Sun Sep 23 05:35:45 CDT 2012

On Sep 22 2012, Jed Brown wrote:
>
>> You have been given clear references to the sequence point rules, which
>> make it clear that there must be a sequence point between updates.
>> There is and can be no such sequence point when a location is updated
>> by passive one-sided communication and is later used in the process
>> that owns the data.  Muttering about fences is irrelevant, because the
>> same applies even when you have them.  The other MPI facilities were
>> carefully designed to ensure that there IS such a sequence point.
>
>The same point applies to multithreaded programming, see Boehm's classic
>paper. And yet such multithreaded software underlies such core
>infrastructure as our operating systems kernels and high-performance
>databases. It is why C11 and C++11 have a memory model, allowing such
>necessary synchronization without everyone adopting inline assembly or
>compiler extensions. I fail to see how fences are irrelevant. They can
>obviously be used incorrectly, but ensuring a partial order on observations
>of memory operations is exactly what is needed to ensure correctness.

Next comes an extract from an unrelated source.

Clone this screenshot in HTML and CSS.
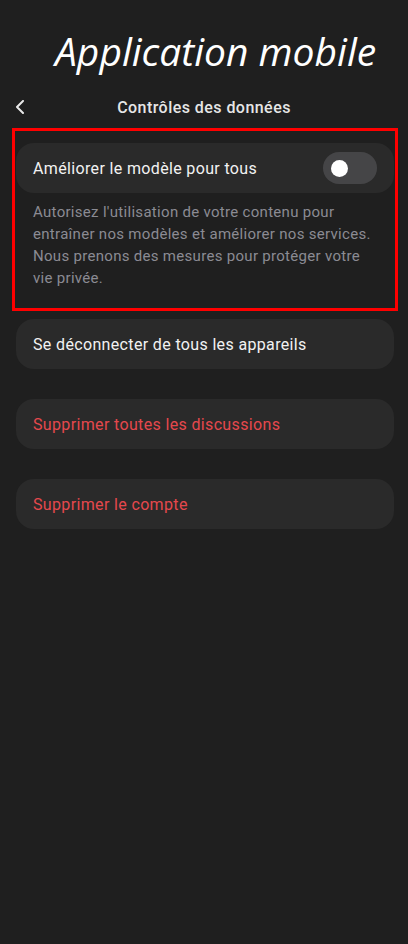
FILE: index.html
```html
<!DOCTYPE html>
<html lang="fr">
<head>
<meta charset="UTF-8">
<meta name="viewport" content="width=device-width, initial-scale=1.0">
<title>Contrôles des données</title>
<link rel="stylesheet" href="styles.css">
</head>
<body>

<h1 class="banner">Application mobile</h1>

<div class="topbar">
  <span class="back">
    <svg width="10" height="14" viewBox="0 0 10 14"><path d="M8 1 L2 7 L8 13" fill="none" stroke="#e8e8e8" stroke-width="2" stroke-linecap="round" stroke-linejoin="round"/></svg>
  </span>
  <span class="title">Contrôles des données</span>
</div>

<div class="highlight">
  <div class="card card-toggle">
    <span>Améliorer le modèle pour tous</span>
    <span class="switch"><span class="knob"></span></span>
  </div>
  <p class="hint">Autorisez l'utilisation de votre contenu pour entraîner nos modèles et améliorer nos services. Nous prenons des mesures pour protéger votre vie privée.</p>
</div>

<div class="list">
  <div class="card">Se déconnecter de tous les appareils</div>
  <div class="card danger">Supprimer toutes les discussions</div>
  <div class="card danger">Supprimer le compte</div>
</div>

</body>
</html>
```

FILE: styles.css
```css
body {
  margin: 0;
  background-color: #1f1f1f;
  color: #f2f2f2;
  font-family: Roboto, "Noto Sans", sans-serif;
  height: 944px;
}

.banner {
  margin: 0;
  padding: 24px 0 0 55px;
  height: 60px;
  font-family: "Open Sans", sans-serif;
  font-style: italic;
  font-weight: 400;
  font-size: 39px;
  line-height: 54px;
  color: #fff;
}

.topbar {
  position: relative;
  display: flex;
  justify-content: center;
  align-items: center;
  height: 22px;
  margin-top: 12px;
}

.back {
  position: absolute;
  left: 15px;
  top: 4px;
  display: flex;
}

.title {
  font-size: 16px;
  font-weight: 500;
  letter-spacing: 0.45px;
  color: #e6e6e6;
}

.highlight {
  margin: 10px 10px 0 12px;
  padding: 12px 1px 19px;
  border: 3px solid #ff0000;
}

.card {
  display: flex;
  align-items: center;
  height: 50px;
  padding: 0 17px;
  border-radius: 18px;
  background-color: #2a2a2a;
  font-size: 16px;
  letter-spacing: 0.35px;
  color: #f2f2f2;
}

.card-toggle {
  justify-content: space-between;
  padding-right: 17px;
}

.switch {
  display: flex;
  align-items: center;
  width: 54px;
  height: 32px;
  border-radius: 16px;
  background-color: #454547;
}

.knob {
  width: 17px;
  height: 17px;
  margin-left: 8px;
  border-radius: 50%;
  background-color: #fff;
}

.hint {
  margin: 8px 0 0;
  padding: 0 17px;
  font-size: 15px;
  line-height: 22px;
  letter-spacing: 0.3px;
  color: #8b8b93;
}

.list {
  display: flex;
  flex-direction: column;
  gap: 30px;
  margin: 8px 14px 0 16px;
}

.danger {
  color: #e5484d;
}
```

Sigh.  As I said, I was involved in C11, specifically in this area.
I will explain this once.

The sequence point rules and other such language specifications are
designed to specify how much optimisation is allowed in the compiler
etc., which is one of the reasons that Fortran is so vastly superior to
C when using OpenMP.  I can assure you that a partial order on memory
operations doesn't help, as was learnt the hard way when people started
writing shared-memory code in other than assembler.

Most standards state that anything they don't specify is undefined
(which should NOT be confused with system-dependent).  That is clearly
stated in C99 section 4, for example.  ALL threading in Fortran or C99,
and ALL threading that is not explicitly created by the C program in C11
using the OPTIONAL <threads.h> interface, is undefined behaviour.

For these reasons, EVERY working kernel, database etc. requires special,
system-dependent compiler options and/or libraries to restrict what can
be done, and even then imposes some extra (and often onerous) discipline
by the programmer to ensure correctness.  Before that was learnt the
hard way, they were as unreliable as most shared-memory codes are today.

MPI does not and cannot impose such constraints, and this is why using
passive one-sided communication or user-defined operators in MPI_Ireduce
and MPI_Irecv_reduce is undefined behaviour in all of the languages it
supports.  That is fixable only by specifying that the user-defined
operator is called either in the initial call or the wait.

The practical issues, why and how things fail, and the reasons that
asynchronous data access and user functions are not feasible to support
in the language standards, are far more complicated.

Regards,
Nick Maclaren.